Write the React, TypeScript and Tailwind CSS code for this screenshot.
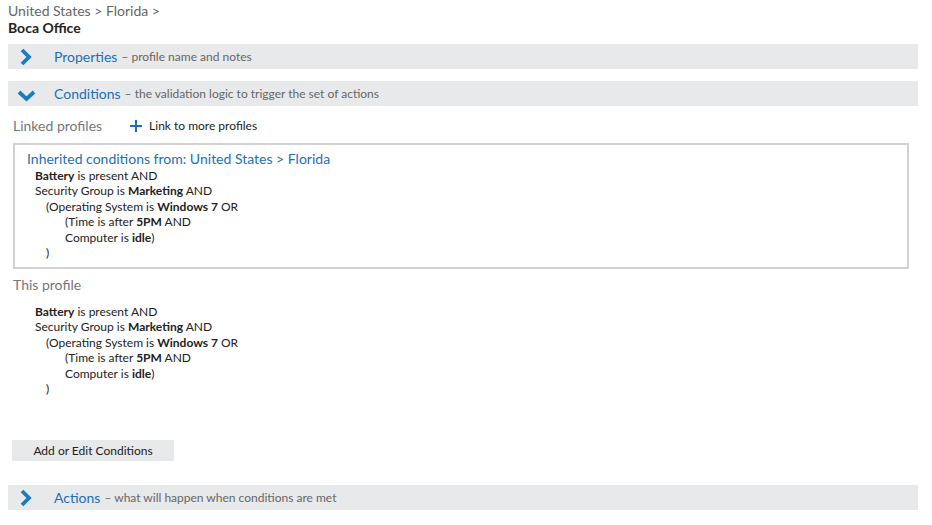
import React from "react";

type Line = { indent: number; parts: [string, boolean][] };

const conditions: Line[] = [
  { indent: 0, parts: [["Battery", true], [" is present AND", false]] },
  { indent: 0, parts: [["Security Group is ", false], ["Marketing", true], [" AND", false]] },
  { indent: 1, parts: [["(Operating System is ", false], ["Windows 7", true], [" OR", false]] },
  { indent: 2, parts: [["(Time is after ", false], ["5PM", true], [" AND", false]] },
  { indent: 2, parts: [["Computer is ", false], ["idle", true], [")", false]] },
  { indent: 1, parts: [[")", false]] },
];

const indentClass = ["pl-0", "pl-[11px]", "pl-[30px]"];

function ConditionList() {
  return (
    <div className="text-[12px] leading-[15.4px] text-[#222]">
      {conditions.map((line, i) => (
        <div key={i} className={indentClass[line.indent]}>
          {line.parts.map(([t, b], j) =>
            b ? (
              <b key={j} className="font-bold">
                {t}
              </b>
            ) : (
              <span key={j}>{t}</span>
            )
          )}
        </div>
      ))}
    </div>
  );
}

function Chevron({ open }: { open?: boolean }) {
  return (
    <svg width="20" height="20" viewBox="0 0 20 20" className="shrink-0">
      {open ? (
        <polyline points="2,8 9.5,15 17,8" fill="none" stroke="#1a7cc1" strokeWidth="3.8" />
      ) : (
        <polyline points="5,3 12,10 5,17" fill="none" stroke="#1a7cc1" strokeWidth="3.8" />
      )}
    </svg>
  );
}

function SectionBar({ title, desc, open }: { title: string; desc: string; open?: boolean }) {
  return (
    <div className="flex h-[25px] w-[910px] items-center bg-[#e8e9ea] pl-[9px]">
      <Chevron open={open} />
      <span className="ml-[17px] text-[14px] text-[#1c6fb8]">{title}</span>
      <span className="ml-[4px] text-[12px] text-[#666]">– {desc}</span>
    </div>
  );
}

export default function App() {
  return (
    <div
      className="min-h-[525px] w-[932px] bg-white pl-[8px] pt-[2px]"
      style={{ fontFamily: "Lato, 'Open Sans', sans-serif" }}
    >
      <div className="text-[14px] leading-[17px] text-[#666]">United States &gt; Florida &gt;</div>
      <div className="text-[14px] font-bold leading-[18px] text-[#222]">Boca Office</div>

      <div className="mt-[7px]">
        <SectionBar title="Properties" desc="profile name and notes" />
      </div>
      <div className="mt-[12px]">
        <SectionBar title="Conditions" desc="the validation logic to trigger the set of actions" open />
      </div>

      <div className="ml-[5px] mt-[9px] flex items-center">
        <span className="text-[14px] text-[#777]">Linked profiles</span>
        <span className="ml-[28px] flex items-center text-[12px] text-[#222]">
          <svg width="12" height="12" viewBox="0 0 12 12" className="mr-[7px]">
            <path d="M6 0v12M0 6h12" stroke="#1a6fb5" strokeWidth="2" />
          </svg>
          Link to more profiles
        </span>
      </div>

      <div className="ml-[5px] mt-[7px] h-[126px] w-[896px] border-2 border-[#d2d2d2] pl-[12px] pt-[5px]">
        <div className="text-[14px] leading-[17px] text-[#1c6fb8]">
          Inherited conditions from: United States &gt; Florida
        </div>
        <div className="pl-[8px] pt-[1px]">
          <ConditionList />
        </div>
      </div>

      <div className="ml-[5px] mt-[5px] text-[14px] text-[#777]">This profile</div>
      <div className="ml-[27px] mt-[9px]">
        <ConditionList />
      </div>

      <div className="ml-[4px] mt-[44px] flex h-[21px] w-[162px] items-center justify-center bg-[#e8e9ea] text-[12px] text-[#222]">
        Add or Edit Conditions
      </div>

      <div className="mt-[24px]">
        <SectionBar title="Actions" desc="what will happen when conditions are met" />
      </div>
    </div>
  );
}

☆ ☆ ☆

[WHAT NEEDS TO BE DONE]: Print the whole listing above once more, word for word, without its pictures.

[WRITTEN RESPONSE]:
Write the React, TypeScript and Tailwind CSS code for this screenshot.
import React from "react";

type Line = { indent: number; parts: [string, boolean][] };

const conditions: Line[] = [
  { indent: 0, parts: [["Battery", true], [" is present AND", false]] },
  { indent: 0, parts: [["Security Group is ", false], ["Marketing", true], [" AND", false]] },
  { indent: 1, parts: [["(Operating System is ", false], ["Windows 7", true], [" OR", false]] },
  { indent: 2, parts: [["(Time is after ", false], ["5PM", true], [" AND", false]] },
  { indent: 2, parts: [["Computer is ", false], ["idle", true], [")", false]] },
  { indent: 1, parts: [[")", false]] },
];

const indentClass = ["pl-0", "pl-[11px]", "pl-[30px]"];

function ConditionList() {
  return (
    <div className="text-[12px] leading-[15.4px] text-[#222]">
      {conditions.map((line, i) => (
        <div key={i} className={indentClass[line.indent]}>
          {line.parts.map(([t, b], j) =>
            b ? (
              <b key={j} className="font-bold">
                {t}
              </b>
            ) : (
              <span key={j}>{t}</span>
            )
          )}
        </div>
      ))}
    </div>
  );
}

function Chevron({ open }: { open?: boolean }) {
  return (
    <svg width="20" height="20" viewBox="0 0 20 20" className="shrink-0">
      {open ? (
        <polyline points="2,8 9.5,15 17,8" fill="none" stroke="#1a7cc1" strokeWidth="3.8" />
      ) : (
        <polyline points="5,3 12,10 5,17" fill="none" stroke="#1a7cc1" strokeWidth="3.8" />
      )}
    </svg>
  );
}

function SectionBar({ title, desc, open }: { title: string; desc: string; open?: boolean }) {
  return (
    <div className="flex h-[25px] w-[910px] items-center bg-[#e8e9ea] pl-[9px]">
      <Chevron open={open} />
      <span className="ml-[17px] text-[14px] text-[#1c6fb8]">{title}</span>
      <span className="ml-[4px] text-[12px] text-[#666]">– {desc}</span>
    </div>
  );
}

export default function App() {
  return (
    <div
      className="min-h-[525px] w-[932px] bg-white pl-[8px] pt-[2px]"
      style={{ fontFamily: "Lato, 'Open Sans', sans-serif" }}
    >
      <div className="text-[14px] leading-[17px] text-[#666]">United States &gt; Florida &gt;</div>
      <div className="text-[14px] font-bold leading-[18px] text-[#222]">Boca Office</div>

      <div className="mt-[7px]">
        <SectionBar title="Properties" desc="profile name and notes" />
      </div>
      <div className="mt-[12px]">
        <SectionBar title="Conditions" desc="the validation logic to trigger the set of actions" open />
      </div>

      <div className="ml-[5px] mt-[9px] flex items-center">
        <span className="text-[14px] text-[#777]">Linked profiles</span>
        <span className="ml-[28px] flex items-center text-[12px] text-[#222]">
          <svg width="12" height="12" viewBox="0 0 12 12" className="mr-[7px]">
            <path d="M6 0v12M0 6h12" stroke="#1a6fb5" strokeWidth="2" />
          </svg>
          Link to more profiles
        </span>
      </div>

      <div className="ml-[5px] mt-[7px] h-[126px] w-[896px] border-2 border-[#d2d2d2] pl-[12px] pt-[5px]">
        <div className="text-[14px] leading-[17px] text-[#1c6fb8]">
          Inherited conditions from: United States &gt; Florida
        </div>
        <div className="pl-[8px] pt-[1px]">
          <ConditionList />
        </div>
      </div>

      <div className="ml-[5px] mt-[5px] text-[14px] text-[#777]">This profile</div>
      <div className="ml-[27px] mt-[9px]">
        <ConditionList />
      </div>

      <div className="ml-[4px] mt-[44px] flex h-[21px] w-[162px] items-center justify-center bg-[#e8e9ea] text-[12px] text-[#222]">
        Add or Edit Conditions
      </div>

      <div className="mt-[24px]">
        <SectionBar title="Actions" desc="what will happen when conditions are met" />
      </div>
    </div>
  );
}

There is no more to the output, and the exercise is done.